EMMA CONLON, HAROLD R. FLITCROFT, ADELAIDE B. HARRIS, ET AL., PLAINTIFFS-RESPONDENTS, v. THE BOARD OF PUBLIC WORKS OF THE CITY OF PATERSON, DEFENDANT-APPELLANT, AND MAYFAIR REALTY CO., A CORPORATION OF NEW JERSEY, INTERVENOR DEFENDANT-APPELLANT.
    Argued December 15, 1952
    Decided February 2, 1953.
    
      
      Mr. Joseph Weintraub argued the cause for appellants (Mr. James D. Ward, attorney for The Board of Public Works of the City of Paterson; Messrs. McGlynn, Weintraub & Stein, attorneys for Mayfair Realty Co.).
    
      Mr. Saul M. Mann argued the cause for respondents.
   The opinion of the court was delivered by

William J. Brennan, Jr., J.

We certified of our own motion the appeal of the defendants to the Appellate Division from a judgment entered in the Law Division setting aside an ordinance amending the zoning ordinance of the City of Paterson. The ordinance removes a single lot approximately 120x141 feet at the southeast corner of Broadway and East 33rd Street from the Residence A Zone, "perhaps the finest residential section of the municipality,” and constitutes it a Business 3 zone.

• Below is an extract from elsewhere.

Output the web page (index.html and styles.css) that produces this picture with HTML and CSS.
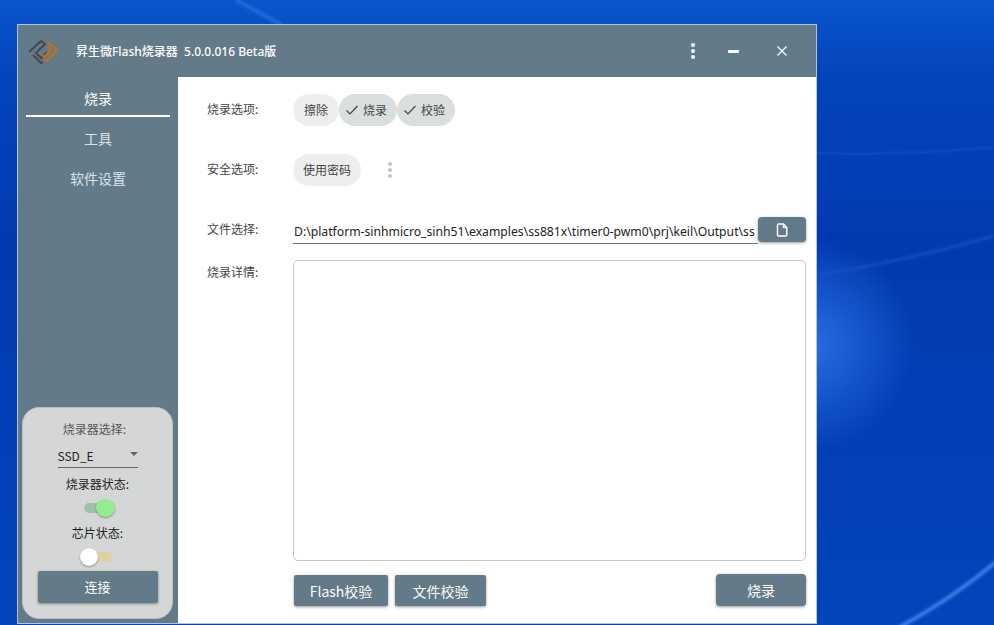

Appellants defend the ordinance upon the ground that the restriction of the lot to use for a single-family dwelling is so arbitrary and unreasonable by reason of circumstances peculiar to it and not applicable to other lots of the district as to make the restriction invalid in its application to the lot, and argue therefore that the “municipality may -itself recognize that the zoning ordinance is arbitrary and invalid as to the particular parcel of land and may satisfy its statutory and constitutional obligation by amending its zoning ordinance and thereby giving the property the treatment which the statute and Constitution required.”

But R. S. 40:55-32 requires, that “Such regulations shall be in accordance with a comprehensive plan” designed to promote the specified statutory purposes related generally to the health, safety and welfare of the community. It is true that the mere fact that the ordinance affects only a single lot does not show that it is deficient in this statutory requirement. The validity or invalidity of the ordinance depends upon more than the size of the lot or the fact that •the lot is surrounded by uses of another character than those for which the lot is zoned. . 8 McQuillin, Municipal Corporations (3rd ed. 1950), p. 147 et seq. However, when the change of zone is not made with the purpose or effect of establishing or furthering a comprehensive zoning scheme •calculated to achieve the statutory objectives but is designed merety to relieve the lot of the burden of the restriction of the general regulation by reason of conditions alleged to cause such regulation to bear with particular harshness upon it, the ordinance is invalid as not being “in accordance with a comprehensive plan” and as granting “in effect, a special exception or variance from the restrictive residential regulation, thereby circumventing the board of adjustment to which is committed by our Zoning Act (R. S. 40:55-39, as amended by L. 1948, c. 305, sec. 6, p. 1223, and L. 1949, c. 242, sec. 1, p. 779) the quasi-judicial duty of passing upon such matters, at least initially, in' accordance with prescribed standards, * * *.” Speakman v. Mayor and Council of North Plainfield, 8 N. J. 250, 257 (1951); Lynch v. Hillsdale Borough, 136 N. J. L. 129 (Sup. Ct. 1947), affirmed 137 N. J. L. 280 (E. & A. 1948); Guaranty Construction Co. v. Town of Bloomfield, 11 N. J. Misc. 613 (Sup. Ct. 1933); Campbell v. Hillsdale, 12 N. J. Super. 182 (App. Div. 1951); Ridgefield Terrace Realty Co. v. Borough of Ridgefield, 136 N. J. L. 311 (Sup. Ct. 1947); DeMott Homes etc., Inc. v. Margate City, 136 N. J. L. 330 (Sup. Ct. 1947), affirmed 136 N. J. L. 639 (E. & A. 1948); Cassinari v. City of Union City, 1 N. J. Super. 219 (App. Div. 1949); Vine v. Zabriskie, 122 N. J. L. 4 (Sup. Ct. 1939); Kerrigan Development Co. v. City of Newark, 2 N. J. Super. 590 (Law Div. 1949); Phillips v. Township Council; etc., Teaneck, 120 N. J. L. 45 (Sup. Ct. 1938), affirmed 122 N. J. L. 485 (E. & A. 1939).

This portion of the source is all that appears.